>> begin

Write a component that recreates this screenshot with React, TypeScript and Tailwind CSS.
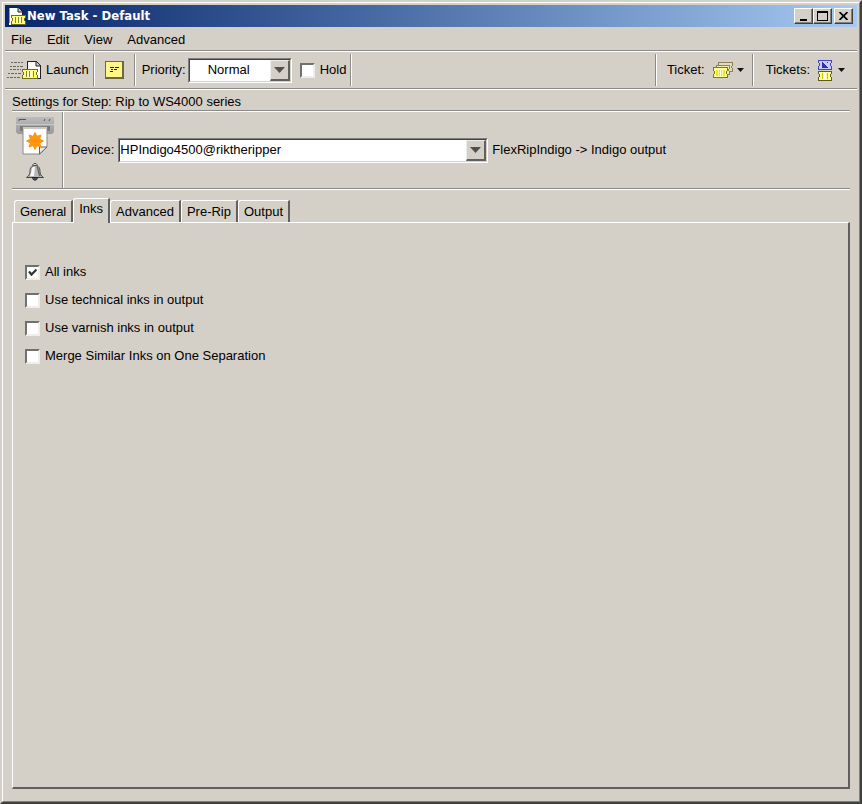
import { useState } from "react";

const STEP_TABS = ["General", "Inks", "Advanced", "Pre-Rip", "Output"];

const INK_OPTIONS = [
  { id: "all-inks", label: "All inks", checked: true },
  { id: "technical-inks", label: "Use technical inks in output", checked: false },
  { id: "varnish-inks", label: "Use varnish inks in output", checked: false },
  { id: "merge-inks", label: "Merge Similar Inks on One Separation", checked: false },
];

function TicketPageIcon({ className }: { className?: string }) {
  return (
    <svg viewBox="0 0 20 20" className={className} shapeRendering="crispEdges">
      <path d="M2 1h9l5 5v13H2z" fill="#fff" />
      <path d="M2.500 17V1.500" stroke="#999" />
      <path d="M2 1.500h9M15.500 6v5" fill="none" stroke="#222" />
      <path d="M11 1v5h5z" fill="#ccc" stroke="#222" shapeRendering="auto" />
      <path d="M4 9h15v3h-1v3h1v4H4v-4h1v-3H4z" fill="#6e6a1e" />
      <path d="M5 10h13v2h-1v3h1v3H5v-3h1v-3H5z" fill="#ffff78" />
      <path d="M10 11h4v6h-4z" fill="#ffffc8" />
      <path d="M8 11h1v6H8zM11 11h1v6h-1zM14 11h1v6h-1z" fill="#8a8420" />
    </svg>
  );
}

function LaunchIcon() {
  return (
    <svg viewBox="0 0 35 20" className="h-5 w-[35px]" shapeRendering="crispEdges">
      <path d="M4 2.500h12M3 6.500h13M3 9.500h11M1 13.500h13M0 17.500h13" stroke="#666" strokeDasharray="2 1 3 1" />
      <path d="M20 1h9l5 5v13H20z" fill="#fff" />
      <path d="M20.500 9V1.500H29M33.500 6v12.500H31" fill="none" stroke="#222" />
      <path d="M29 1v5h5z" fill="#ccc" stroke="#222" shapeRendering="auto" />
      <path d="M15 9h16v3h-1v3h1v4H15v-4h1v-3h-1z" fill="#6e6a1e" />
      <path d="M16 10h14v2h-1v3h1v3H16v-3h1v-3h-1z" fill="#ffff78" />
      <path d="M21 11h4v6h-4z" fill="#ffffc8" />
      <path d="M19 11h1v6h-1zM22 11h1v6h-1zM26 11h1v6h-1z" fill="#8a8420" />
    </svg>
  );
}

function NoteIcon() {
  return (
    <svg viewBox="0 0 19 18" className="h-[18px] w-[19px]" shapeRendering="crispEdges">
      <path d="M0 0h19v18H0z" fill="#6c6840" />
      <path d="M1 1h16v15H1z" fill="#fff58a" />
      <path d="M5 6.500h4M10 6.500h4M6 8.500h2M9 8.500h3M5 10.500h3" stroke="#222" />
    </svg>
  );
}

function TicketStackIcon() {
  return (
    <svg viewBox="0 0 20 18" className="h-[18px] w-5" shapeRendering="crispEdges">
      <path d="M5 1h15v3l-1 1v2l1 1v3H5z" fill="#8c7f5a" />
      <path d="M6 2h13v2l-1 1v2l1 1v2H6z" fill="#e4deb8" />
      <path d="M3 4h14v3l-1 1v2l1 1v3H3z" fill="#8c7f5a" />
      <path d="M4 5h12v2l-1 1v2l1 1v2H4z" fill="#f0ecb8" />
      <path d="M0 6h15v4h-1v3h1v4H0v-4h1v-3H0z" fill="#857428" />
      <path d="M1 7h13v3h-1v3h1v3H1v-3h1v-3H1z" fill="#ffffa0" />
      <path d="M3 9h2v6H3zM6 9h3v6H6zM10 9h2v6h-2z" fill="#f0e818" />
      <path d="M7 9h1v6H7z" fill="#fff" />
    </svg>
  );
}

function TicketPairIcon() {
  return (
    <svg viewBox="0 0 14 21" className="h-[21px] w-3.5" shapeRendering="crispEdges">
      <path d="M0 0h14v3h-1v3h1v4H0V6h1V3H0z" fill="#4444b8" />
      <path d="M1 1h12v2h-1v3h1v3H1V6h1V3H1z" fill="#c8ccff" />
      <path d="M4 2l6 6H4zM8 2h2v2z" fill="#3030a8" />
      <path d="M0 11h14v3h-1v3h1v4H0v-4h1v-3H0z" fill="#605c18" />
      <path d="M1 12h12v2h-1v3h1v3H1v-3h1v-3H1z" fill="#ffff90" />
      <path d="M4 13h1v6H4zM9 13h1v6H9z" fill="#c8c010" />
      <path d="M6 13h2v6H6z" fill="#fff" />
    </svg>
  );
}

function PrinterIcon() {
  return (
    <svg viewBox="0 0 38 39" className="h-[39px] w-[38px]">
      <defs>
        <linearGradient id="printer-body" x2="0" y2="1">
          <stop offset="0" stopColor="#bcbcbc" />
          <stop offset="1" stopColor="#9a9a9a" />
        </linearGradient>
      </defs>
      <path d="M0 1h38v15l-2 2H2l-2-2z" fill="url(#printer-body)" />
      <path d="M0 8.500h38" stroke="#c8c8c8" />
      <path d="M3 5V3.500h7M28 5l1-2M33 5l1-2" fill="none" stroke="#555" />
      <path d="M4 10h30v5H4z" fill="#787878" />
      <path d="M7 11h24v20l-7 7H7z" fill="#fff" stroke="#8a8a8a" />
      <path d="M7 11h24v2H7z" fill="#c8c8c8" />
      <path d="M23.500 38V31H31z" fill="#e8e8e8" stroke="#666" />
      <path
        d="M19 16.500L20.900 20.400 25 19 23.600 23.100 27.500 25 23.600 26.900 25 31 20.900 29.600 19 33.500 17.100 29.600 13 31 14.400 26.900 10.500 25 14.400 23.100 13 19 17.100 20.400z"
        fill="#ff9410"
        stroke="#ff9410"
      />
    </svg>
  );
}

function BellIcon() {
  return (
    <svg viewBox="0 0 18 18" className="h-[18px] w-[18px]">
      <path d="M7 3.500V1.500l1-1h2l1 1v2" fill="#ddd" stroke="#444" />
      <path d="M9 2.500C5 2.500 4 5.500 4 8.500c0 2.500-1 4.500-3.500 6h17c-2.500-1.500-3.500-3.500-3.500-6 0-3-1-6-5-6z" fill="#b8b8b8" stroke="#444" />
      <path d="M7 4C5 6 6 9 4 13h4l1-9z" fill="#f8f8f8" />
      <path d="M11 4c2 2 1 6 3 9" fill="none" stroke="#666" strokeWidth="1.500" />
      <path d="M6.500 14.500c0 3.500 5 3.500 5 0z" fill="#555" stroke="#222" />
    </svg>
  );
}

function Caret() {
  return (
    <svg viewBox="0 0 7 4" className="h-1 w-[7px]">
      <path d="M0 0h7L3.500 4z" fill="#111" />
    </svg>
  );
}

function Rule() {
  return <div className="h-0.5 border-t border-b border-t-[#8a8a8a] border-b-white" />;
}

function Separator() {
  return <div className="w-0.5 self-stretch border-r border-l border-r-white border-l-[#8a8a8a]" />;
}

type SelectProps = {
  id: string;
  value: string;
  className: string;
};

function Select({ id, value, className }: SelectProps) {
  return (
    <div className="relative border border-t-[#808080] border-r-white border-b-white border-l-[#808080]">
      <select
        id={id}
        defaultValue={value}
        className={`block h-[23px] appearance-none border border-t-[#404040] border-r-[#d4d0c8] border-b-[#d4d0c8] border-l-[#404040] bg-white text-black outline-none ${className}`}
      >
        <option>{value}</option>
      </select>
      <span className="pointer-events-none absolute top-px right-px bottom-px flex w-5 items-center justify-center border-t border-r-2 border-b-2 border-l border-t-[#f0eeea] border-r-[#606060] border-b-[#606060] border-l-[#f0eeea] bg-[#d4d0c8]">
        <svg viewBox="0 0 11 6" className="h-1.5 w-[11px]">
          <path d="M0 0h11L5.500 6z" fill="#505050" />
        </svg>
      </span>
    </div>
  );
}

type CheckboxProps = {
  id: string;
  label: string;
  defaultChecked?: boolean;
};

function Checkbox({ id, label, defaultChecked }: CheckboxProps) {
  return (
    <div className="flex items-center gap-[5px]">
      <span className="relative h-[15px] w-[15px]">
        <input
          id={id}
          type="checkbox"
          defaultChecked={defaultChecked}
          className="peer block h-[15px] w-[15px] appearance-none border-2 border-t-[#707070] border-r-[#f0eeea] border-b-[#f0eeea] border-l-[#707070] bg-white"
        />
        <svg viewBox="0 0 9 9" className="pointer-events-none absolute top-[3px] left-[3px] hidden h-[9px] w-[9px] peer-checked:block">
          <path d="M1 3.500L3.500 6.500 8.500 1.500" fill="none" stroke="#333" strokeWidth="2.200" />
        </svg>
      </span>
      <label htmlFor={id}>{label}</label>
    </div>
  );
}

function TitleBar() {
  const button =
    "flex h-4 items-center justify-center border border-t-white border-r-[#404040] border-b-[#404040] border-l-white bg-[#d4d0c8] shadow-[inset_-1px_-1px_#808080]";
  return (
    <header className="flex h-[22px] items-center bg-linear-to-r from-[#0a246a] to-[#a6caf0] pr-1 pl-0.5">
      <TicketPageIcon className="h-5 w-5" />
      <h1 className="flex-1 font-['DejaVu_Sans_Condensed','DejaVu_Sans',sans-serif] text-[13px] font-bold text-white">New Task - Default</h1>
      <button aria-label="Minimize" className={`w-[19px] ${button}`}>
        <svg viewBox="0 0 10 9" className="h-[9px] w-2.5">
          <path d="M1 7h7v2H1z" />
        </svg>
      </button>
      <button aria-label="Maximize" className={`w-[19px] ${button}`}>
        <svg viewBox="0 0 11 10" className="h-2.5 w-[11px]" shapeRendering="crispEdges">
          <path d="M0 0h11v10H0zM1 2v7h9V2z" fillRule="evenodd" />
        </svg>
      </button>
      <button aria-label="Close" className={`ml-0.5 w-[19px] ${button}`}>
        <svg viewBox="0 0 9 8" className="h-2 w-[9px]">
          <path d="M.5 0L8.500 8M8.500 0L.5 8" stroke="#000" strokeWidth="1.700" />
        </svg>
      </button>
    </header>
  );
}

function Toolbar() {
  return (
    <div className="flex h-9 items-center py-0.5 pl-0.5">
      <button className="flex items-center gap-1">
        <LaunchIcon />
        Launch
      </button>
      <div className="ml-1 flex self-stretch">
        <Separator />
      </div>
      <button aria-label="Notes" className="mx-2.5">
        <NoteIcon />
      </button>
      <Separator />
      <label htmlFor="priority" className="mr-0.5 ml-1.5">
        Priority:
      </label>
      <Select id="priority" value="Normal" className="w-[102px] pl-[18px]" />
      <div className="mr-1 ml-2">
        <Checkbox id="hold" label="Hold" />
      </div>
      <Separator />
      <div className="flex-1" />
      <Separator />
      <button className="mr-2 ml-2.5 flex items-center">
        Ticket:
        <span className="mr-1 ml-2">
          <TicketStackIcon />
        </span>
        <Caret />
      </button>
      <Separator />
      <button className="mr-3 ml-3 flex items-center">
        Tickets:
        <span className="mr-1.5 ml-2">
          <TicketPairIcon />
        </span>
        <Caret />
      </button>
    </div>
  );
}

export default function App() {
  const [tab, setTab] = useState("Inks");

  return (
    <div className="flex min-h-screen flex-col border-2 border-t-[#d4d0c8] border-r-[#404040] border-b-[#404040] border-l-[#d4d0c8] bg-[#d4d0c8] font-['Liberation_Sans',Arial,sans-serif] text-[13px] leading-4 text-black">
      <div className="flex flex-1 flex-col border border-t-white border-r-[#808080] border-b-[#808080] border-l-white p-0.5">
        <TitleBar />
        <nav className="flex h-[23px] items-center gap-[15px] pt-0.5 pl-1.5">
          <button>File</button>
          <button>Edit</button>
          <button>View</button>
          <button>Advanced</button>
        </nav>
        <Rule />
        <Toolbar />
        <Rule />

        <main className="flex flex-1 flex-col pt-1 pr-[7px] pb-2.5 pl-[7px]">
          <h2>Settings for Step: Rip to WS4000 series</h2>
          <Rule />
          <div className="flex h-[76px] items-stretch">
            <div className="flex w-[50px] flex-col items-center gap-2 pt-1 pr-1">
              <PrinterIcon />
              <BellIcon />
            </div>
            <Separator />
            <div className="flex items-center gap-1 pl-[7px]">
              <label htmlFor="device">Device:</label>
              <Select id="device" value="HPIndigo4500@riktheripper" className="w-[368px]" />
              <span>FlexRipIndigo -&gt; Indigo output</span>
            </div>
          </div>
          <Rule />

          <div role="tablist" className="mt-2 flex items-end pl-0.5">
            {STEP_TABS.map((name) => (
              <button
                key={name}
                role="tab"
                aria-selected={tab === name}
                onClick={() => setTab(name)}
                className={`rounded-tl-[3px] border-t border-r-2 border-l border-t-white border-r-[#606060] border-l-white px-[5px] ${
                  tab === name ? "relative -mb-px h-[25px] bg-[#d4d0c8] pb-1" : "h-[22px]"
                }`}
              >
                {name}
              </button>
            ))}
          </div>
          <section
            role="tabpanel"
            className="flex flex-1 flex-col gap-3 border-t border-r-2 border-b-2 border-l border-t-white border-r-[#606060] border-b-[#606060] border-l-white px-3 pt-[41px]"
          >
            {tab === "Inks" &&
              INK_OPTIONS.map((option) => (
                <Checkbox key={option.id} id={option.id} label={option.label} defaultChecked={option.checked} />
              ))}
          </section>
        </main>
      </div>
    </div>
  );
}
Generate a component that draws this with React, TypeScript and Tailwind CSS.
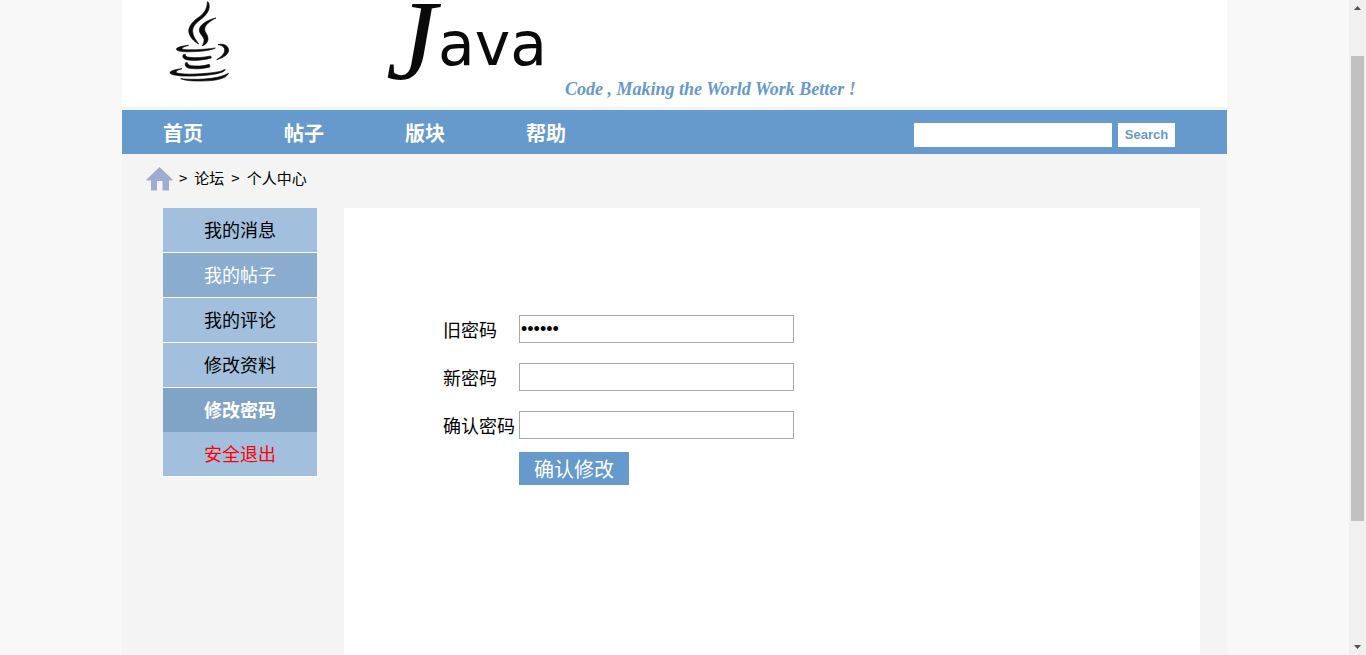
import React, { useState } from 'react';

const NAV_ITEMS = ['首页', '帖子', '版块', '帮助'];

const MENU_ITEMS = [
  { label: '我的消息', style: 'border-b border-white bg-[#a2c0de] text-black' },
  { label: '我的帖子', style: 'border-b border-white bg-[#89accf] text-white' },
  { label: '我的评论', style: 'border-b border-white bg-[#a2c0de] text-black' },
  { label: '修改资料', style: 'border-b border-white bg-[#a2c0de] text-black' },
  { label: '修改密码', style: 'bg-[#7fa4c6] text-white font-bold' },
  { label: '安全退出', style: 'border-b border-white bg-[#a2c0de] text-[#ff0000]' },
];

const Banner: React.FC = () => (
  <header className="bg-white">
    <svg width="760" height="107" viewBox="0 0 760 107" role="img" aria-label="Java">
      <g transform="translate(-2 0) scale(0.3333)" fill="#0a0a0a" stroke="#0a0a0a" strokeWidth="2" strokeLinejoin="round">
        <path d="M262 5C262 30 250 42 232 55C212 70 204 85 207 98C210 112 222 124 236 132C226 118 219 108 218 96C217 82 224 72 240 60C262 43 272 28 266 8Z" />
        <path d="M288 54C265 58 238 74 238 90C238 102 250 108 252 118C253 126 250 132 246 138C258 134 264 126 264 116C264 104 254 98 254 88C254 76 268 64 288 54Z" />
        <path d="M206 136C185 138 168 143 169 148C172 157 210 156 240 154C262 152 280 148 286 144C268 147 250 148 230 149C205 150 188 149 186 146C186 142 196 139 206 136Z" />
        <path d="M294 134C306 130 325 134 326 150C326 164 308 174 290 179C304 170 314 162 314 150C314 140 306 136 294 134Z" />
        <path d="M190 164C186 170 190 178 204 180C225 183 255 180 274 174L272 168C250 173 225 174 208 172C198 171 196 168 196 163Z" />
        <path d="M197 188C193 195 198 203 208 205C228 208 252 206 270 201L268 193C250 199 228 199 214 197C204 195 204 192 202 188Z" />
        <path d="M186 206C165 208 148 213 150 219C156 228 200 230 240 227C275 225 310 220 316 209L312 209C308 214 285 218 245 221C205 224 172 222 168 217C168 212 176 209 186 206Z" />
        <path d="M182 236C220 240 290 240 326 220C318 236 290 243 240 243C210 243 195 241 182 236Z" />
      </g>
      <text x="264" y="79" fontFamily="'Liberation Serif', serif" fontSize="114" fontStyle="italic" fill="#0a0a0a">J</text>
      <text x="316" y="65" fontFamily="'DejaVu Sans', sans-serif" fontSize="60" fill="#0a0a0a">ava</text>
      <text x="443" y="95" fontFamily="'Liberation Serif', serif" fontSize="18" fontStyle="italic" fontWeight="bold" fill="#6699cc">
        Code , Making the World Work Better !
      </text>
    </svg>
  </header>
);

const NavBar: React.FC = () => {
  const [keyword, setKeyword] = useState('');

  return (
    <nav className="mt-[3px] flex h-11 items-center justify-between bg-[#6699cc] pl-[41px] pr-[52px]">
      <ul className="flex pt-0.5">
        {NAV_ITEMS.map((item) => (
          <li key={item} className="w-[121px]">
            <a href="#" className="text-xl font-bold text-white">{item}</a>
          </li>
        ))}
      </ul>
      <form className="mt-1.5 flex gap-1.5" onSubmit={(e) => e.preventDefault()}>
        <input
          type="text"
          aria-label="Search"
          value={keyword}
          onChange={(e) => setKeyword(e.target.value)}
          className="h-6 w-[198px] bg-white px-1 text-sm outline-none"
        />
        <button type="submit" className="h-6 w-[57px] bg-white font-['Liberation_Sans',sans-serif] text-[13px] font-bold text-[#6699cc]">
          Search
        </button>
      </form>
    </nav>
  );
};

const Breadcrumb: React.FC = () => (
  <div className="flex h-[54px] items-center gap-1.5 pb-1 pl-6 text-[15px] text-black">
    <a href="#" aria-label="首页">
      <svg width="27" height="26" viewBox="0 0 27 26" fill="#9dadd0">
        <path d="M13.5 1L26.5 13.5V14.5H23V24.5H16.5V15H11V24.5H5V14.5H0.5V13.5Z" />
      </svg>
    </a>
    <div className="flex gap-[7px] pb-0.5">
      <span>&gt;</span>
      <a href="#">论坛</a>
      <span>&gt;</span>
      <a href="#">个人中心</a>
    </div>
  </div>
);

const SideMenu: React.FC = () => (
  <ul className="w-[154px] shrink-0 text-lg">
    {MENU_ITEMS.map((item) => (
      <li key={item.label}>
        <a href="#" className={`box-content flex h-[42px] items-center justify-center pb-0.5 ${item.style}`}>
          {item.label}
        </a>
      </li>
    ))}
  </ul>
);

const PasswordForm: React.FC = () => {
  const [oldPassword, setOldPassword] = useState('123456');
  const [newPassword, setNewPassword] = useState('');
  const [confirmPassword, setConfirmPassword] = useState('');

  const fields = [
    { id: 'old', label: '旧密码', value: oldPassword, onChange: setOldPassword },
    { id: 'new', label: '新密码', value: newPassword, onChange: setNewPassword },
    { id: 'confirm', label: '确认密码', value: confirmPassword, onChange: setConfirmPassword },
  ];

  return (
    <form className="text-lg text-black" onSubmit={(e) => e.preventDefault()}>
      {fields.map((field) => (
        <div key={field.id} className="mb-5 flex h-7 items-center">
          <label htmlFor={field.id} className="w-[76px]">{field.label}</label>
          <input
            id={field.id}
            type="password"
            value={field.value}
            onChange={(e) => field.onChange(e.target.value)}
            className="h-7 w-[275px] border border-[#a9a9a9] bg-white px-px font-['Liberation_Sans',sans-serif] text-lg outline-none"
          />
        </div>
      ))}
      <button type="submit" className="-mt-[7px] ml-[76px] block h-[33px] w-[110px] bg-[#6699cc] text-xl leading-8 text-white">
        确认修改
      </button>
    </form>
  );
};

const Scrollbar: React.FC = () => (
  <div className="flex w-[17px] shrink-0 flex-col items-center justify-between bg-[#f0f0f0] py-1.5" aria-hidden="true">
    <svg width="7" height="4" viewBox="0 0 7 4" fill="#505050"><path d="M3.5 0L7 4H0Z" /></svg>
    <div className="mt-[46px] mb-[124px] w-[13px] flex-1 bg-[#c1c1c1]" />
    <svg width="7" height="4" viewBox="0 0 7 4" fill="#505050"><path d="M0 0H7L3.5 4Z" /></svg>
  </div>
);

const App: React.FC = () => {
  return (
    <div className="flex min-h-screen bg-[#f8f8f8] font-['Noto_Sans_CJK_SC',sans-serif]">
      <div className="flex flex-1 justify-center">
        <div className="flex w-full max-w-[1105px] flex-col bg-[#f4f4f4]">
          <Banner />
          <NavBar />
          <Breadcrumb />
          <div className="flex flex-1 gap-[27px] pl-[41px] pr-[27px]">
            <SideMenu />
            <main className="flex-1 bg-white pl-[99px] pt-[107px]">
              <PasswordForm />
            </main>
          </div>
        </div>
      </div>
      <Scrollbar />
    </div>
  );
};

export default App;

>> end

Your instructions: All lines above starting at the one with "Generate a component" and ending at the one with "const NAV_ITEMS = ['首页', '帖子', '版块', '帮助'];", inclusive, are to be printed again exactly, with the pictures left out.

Complete response:
Generate a component that draws this with React, TypeScript and Tailwind CSS.
import React, { useState } from 'react';

const NAV_ITEMS = ['首页', '帖子', '版块', '帮助'];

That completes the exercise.